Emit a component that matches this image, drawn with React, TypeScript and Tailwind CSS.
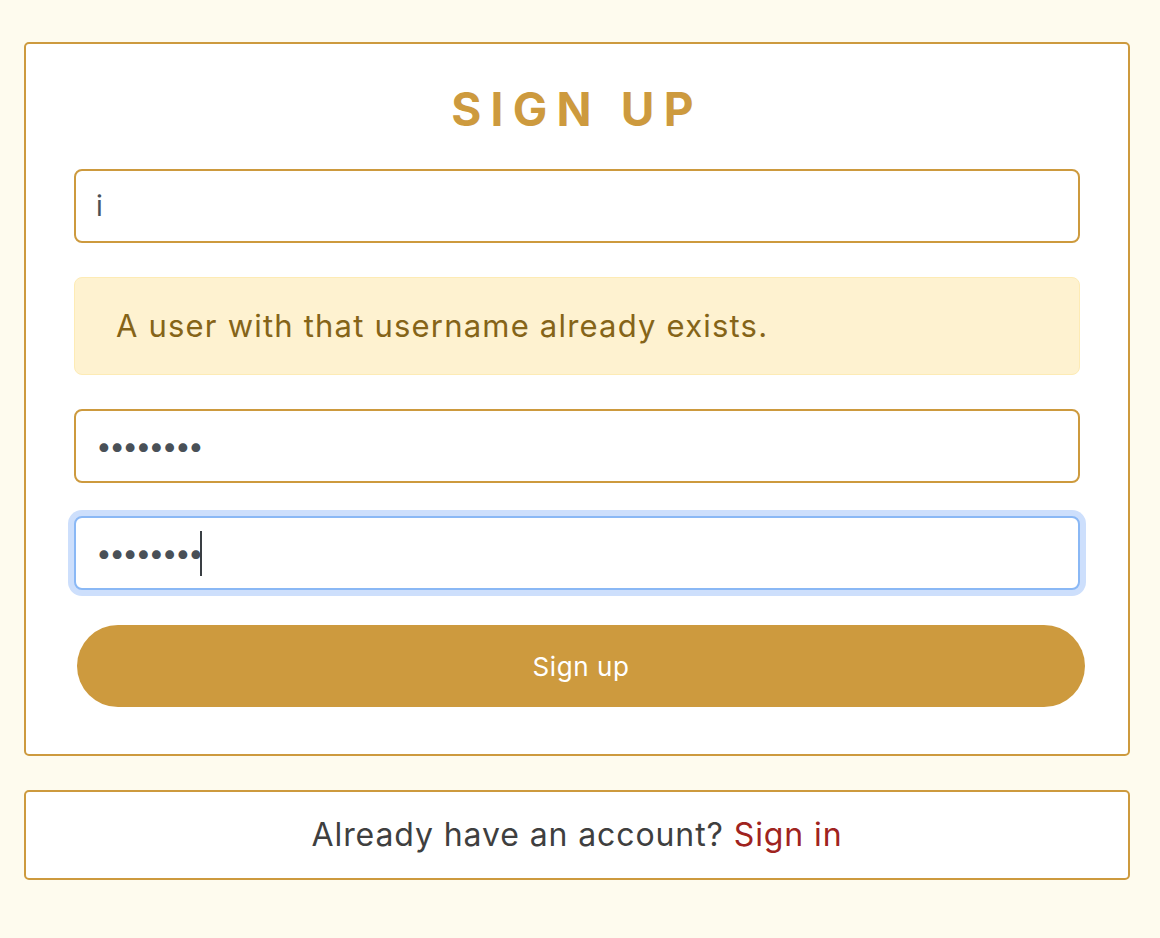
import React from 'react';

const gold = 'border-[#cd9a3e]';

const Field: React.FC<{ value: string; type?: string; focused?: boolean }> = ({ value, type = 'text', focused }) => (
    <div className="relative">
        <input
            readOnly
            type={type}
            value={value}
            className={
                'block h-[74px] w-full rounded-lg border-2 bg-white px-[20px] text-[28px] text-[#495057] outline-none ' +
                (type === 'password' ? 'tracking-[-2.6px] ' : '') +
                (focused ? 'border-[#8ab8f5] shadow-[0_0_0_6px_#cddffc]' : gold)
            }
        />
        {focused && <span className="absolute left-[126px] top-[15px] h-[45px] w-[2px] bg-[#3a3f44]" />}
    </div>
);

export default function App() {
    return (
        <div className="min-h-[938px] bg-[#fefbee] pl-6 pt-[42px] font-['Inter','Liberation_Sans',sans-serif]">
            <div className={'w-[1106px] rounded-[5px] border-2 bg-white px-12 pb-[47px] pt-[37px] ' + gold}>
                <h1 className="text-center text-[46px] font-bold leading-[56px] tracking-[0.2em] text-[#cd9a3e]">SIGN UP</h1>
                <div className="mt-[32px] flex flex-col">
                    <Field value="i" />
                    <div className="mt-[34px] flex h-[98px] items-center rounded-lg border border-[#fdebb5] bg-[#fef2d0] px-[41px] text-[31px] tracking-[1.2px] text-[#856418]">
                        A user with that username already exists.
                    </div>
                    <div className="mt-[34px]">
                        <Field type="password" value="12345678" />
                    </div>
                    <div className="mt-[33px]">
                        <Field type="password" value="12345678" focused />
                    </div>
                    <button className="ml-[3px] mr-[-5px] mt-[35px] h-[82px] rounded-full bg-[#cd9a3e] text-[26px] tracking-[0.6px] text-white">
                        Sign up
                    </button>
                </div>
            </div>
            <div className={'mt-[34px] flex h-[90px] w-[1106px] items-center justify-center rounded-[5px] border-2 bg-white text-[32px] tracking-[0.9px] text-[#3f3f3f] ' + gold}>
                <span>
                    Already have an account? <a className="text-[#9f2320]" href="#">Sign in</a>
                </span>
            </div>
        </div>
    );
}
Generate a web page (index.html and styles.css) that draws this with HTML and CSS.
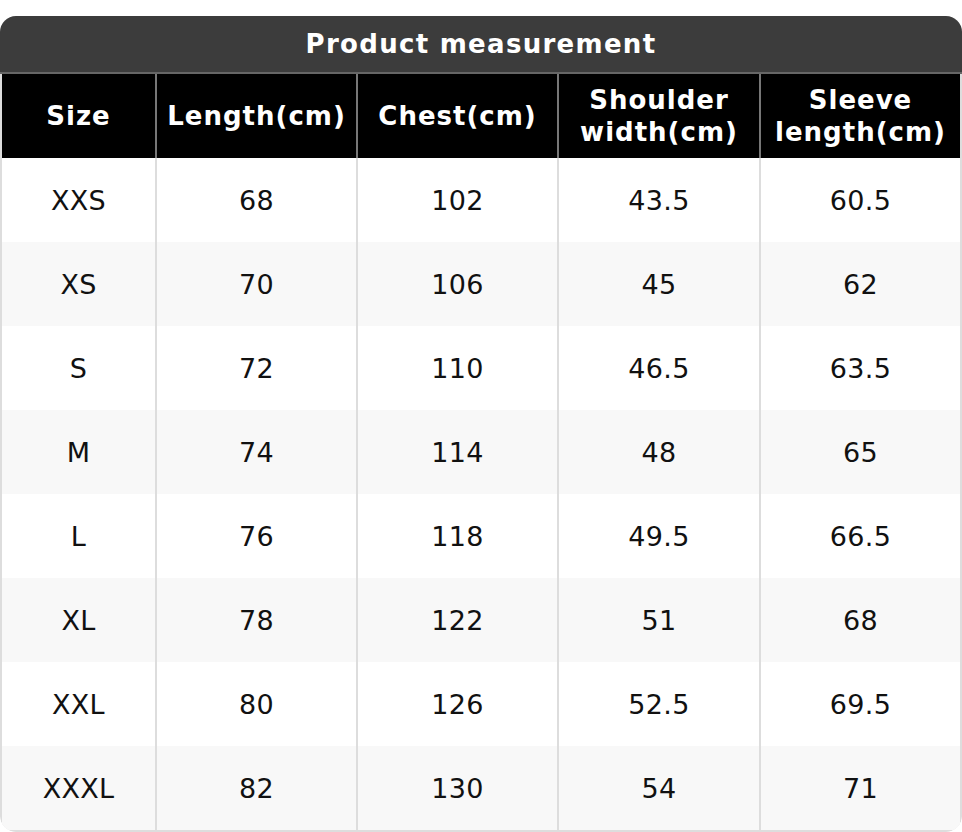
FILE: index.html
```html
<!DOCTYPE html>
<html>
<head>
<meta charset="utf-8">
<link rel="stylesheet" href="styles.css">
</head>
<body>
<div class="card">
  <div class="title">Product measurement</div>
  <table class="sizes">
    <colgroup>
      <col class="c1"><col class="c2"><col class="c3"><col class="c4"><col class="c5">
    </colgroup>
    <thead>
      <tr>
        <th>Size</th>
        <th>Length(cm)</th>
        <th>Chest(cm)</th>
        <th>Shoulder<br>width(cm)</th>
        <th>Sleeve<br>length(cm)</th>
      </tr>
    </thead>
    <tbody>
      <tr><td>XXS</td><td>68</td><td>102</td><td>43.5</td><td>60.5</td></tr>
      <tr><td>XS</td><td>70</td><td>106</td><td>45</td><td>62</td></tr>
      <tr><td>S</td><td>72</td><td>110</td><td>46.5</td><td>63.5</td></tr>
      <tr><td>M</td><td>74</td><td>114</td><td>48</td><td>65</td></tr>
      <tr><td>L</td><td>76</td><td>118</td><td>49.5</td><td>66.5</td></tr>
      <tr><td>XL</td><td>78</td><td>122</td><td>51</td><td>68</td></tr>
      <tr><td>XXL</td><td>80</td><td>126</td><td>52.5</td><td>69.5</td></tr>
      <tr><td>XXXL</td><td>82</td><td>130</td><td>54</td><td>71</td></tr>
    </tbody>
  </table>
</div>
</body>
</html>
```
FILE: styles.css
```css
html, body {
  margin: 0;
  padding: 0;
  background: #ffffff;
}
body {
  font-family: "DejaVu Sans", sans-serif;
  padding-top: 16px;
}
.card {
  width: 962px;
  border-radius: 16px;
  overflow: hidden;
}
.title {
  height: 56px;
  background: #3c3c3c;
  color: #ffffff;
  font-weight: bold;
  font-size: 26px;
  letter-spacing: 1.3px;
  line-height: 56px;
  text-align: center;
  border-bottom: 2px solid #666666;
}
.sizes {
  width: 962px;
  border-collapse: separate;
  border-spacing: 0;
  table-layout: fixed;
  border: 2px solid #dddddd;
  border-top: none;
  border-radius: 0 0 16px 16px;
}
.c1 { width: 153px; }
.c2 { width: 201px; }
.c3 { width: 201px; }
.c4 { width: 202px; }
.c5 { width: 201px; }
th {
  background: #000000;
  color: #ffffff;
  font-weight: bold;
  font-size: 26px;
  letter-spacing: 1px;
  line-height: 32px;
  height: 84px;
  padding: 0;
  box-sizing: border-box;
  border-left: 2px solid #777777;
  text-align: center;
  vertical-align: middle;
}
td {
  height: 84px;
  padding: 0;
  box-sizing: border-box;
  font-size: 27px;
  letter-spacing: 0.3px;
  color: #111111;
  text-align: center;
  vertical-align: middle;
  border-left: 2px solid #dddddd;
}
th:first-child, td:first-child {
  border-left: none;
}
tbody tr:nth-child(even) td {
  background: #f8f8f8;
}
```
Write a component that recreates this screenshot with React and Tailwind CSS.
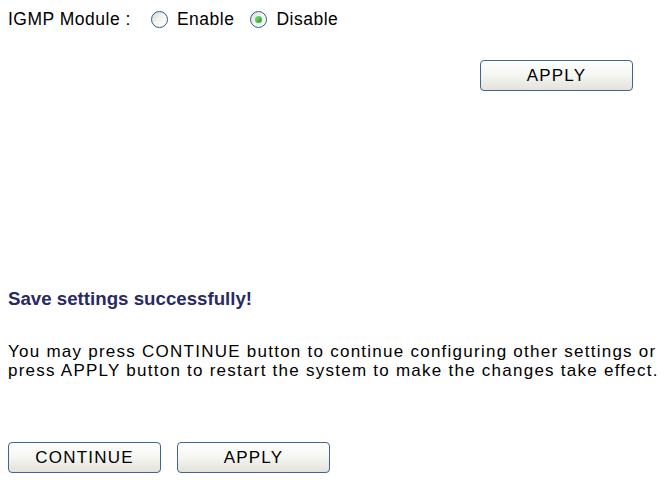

######

_To be done_
Show the lines where the word "Tailwind" appears in the entries.

_Task solution_
Emit a component that matches this image, drawn with React, TypeScript and Tailwind CSS.
Write a component that recreates this screenshot with React and Tailwind CSS.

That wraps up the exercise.